My difficulties filling the two Lead Actress categories come from two places. One, I unfortunately haven’t done a good enough job of balancing my TV diet with shows led by strong women, and some of the most buzzed-about potential nominees (Julia-Louis Dreyfus, Lena Dunham, Emmy Rossum) because I haven’t seen their shows. Nonetheless, I’m satisfied with this group of six, featuring five stars of network comedies that flailed in the ratings to varying degrees, and one not-really-a-comedy that took the TV world by storm when it dropped on Netflix unexpectedly last summer. Schilling is my pick to win this category, even though some of the biggest strengths of her performance are dramatic. But the rest have merit as well.

Elisabeth Moss

Outstanding Lead Actress in a Drama Series
Nicole Beharie, Sleepy Hollow
Diane Kruger, The Bridge
Tatiana Maslany, Orphan Black
Elisabeth Moss, Mad Men
Keri Russell, The Americans

I had even more trouble with this Lead Actress category, so much so that I couldn’t even fill the six open slots.
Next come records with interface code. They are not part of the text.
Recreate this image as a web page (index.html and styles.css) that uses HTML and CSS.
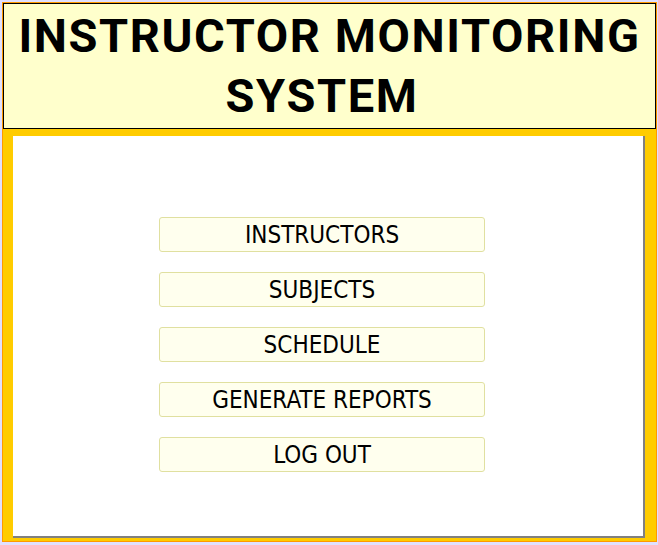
FILE: index.html
```html
<!DOCTYPE html>
<html>
<head>
<meta charset="utf-8">
<link rel="stylesheet" href="styles.css">
</head>
<body>
<div class="frame">
  <div class="header">
    <h1 class="title"><span class="line">INSTRUCTOR MONITORING</span><span class="line line2">SYSTEM</span></h1>
  </div>
  <div class="panel">
    <nav class="menu">
      <button class="btn">INSTRUCTORS</button>
      <button class="btn">SUBJECTS</button>
      <button class="btn">SCHEDULE</button>
      <button class="btn">GENERATE REPORTS</button>
      <button class="btn">LOG OUT</button>
    </nav>
  </div>
</div>
</body>
</html>
```

FILE: styles.css
```css
html, body {
  margin: 0;
  padding: 0;
}
body {
  background: #e0e0ff;
  width: 658px;
  height: 545px;
  overflow: hidden;
  font-family: "DejaVu Sans Condensed", "DejaVu Sans", sans-serif;
}
.frame {
  margin: 2px 0 0 2px;
  width: 653px;
  height: 538px;
  border: 1px solid #ff9900;
  background: #ffcc00;
}
.header {
  width: 651px;
  height: 122px;
  border: 1px solid #000;
  background: #ffffcc;
  padding-top: 2px;
}
.title {
  margin: 0;
  text-align: center;
  font-family: Roboto, "DejaVu Sans Condensed", sans-serif;
  font-weight: bold;
  font-size: 47px;
  line-height: 60px;
  letter-spacing: 1.6px;
  white-space: nowrap;
  color: #000;
}
.line {
  display: block;
}
.line2 {
  padding-right: 15px;
}
.panel {
  margin: 7px 0 0 10px;
  width: 630px;
  height: 400px;
  background: #fff;
  border-right: 2px solid #808080;
  border-bottom: 2px solid #808080;
}
.menu {
  display: flex;
  flex-direction: column;
  gap: 20px;
  padding: 81px 0 0 146px;
}
.btn {
  width: 326px;
  height: 35px;
  margin: 0;
  padding: 2px 0 0;
  border: 1px solid #e0e0a0;
  border-radius: 3px;
  background: #ffffee;
  font-family: "DejaVu Sans Condensed", "DejaVu Sans", sans-serif;
  font-size: 24px;
  color: #000;
  text-align: center;
  line-height: 31px;
}
```
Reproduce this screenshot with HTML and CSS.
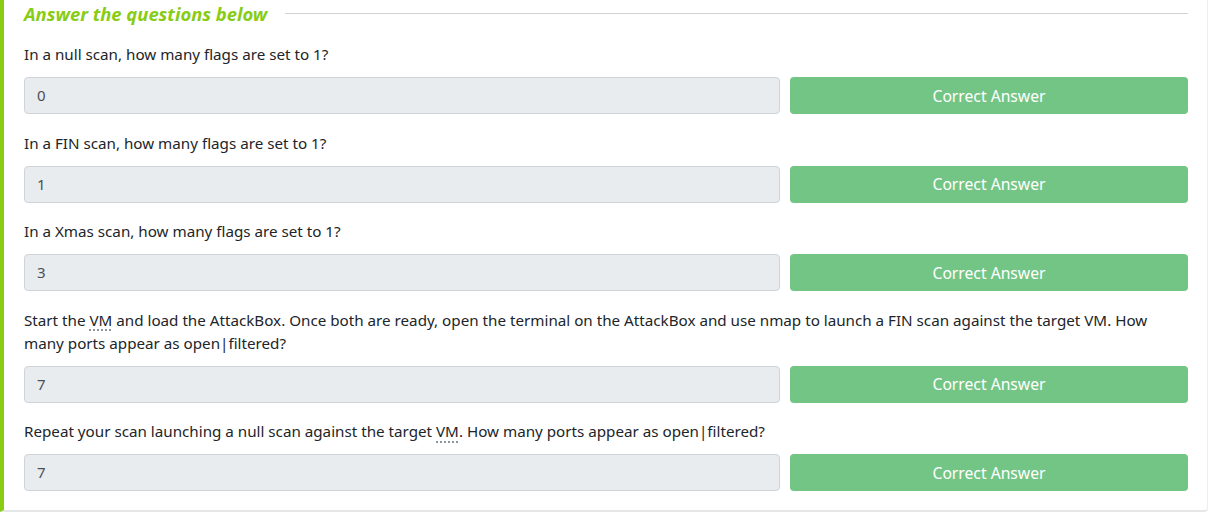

I’m sure I would have been happy to put Kerry Washington, Julianna Margulies or Robin Wright on this list, but I haven’t seen their shows. Nonetheless, I’d be thrilled to see any of these five women get nominated for complex, multifaceted performances on shows that treat women as characters with flaws and multiple dimensions. Maslany’s remarkable balancing act on Orphan Black was tempered somewhat by inconsistent plotting this season, and Kruger’s performance on The Bridge was too polarizing for people to realize that it was actually quite meticulous and effective. Russell and Moss are harder to dispute, and Beharie accomplished the daunting task of anchoring a ridiculous network show with a comfortalbe, engaging presence who had palpable chemistry with co-star Tom Mison. I’d be happy to see any of these women on the nominations list come Thursday, though I worry that few of them will make the cut.